Today is a fairly quiet day on the Asian region economic calendar. This morning, the Australian dollar, including the benchmark AUD/USD Forex market, moved lower after the Down Under released its labor report for January. The weakness with the Australian dollar is thanks to, in part, to the Reserve Bank of Australia’s commitment not to change its monetary policy anytime soon.
The Australian labor report showed that their economy added a net 16,000 jobs in the month of January. This was better than the 15,000 expected. Also the unemployment rate ticked lower to 5.5 percent. This was expected and below the December unemployment level of 5.6 percent.
Looking deeper into the labor report, investors are noting that part time category positions were up by 65,900. That was the largest gain, for this sector, since July 2016. However, these gains were offset by full time losses. Full time jobs fell by 49.8k. Also, and most importantly, the labor force participation rate was down to 65.6 percent. This was as expected.

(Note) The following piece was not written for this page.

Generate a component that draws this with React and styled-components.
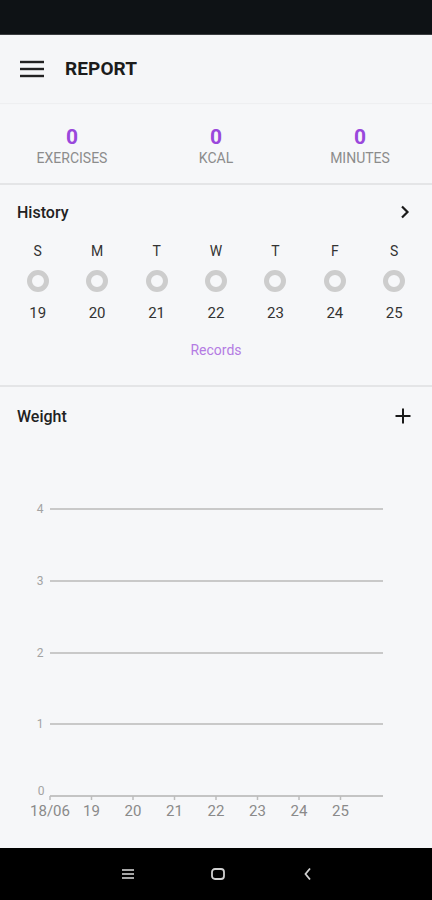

Australian Dollar Traders watch the Reserve Bank of Australia
Traders viewed this labor report as a bit underwhelming. Looking at the countries 2 year government bond yields, they fell after the labor data was released. This is because traders know that the Reserve Bank of Australia (RBA) is not going to change monetary policy or interest rates anytime soon.
The labor data has little influence on the bank’s short term monetary policy stance. Also, the RBA is not looking to change and has said that they are in no rush to change its policy.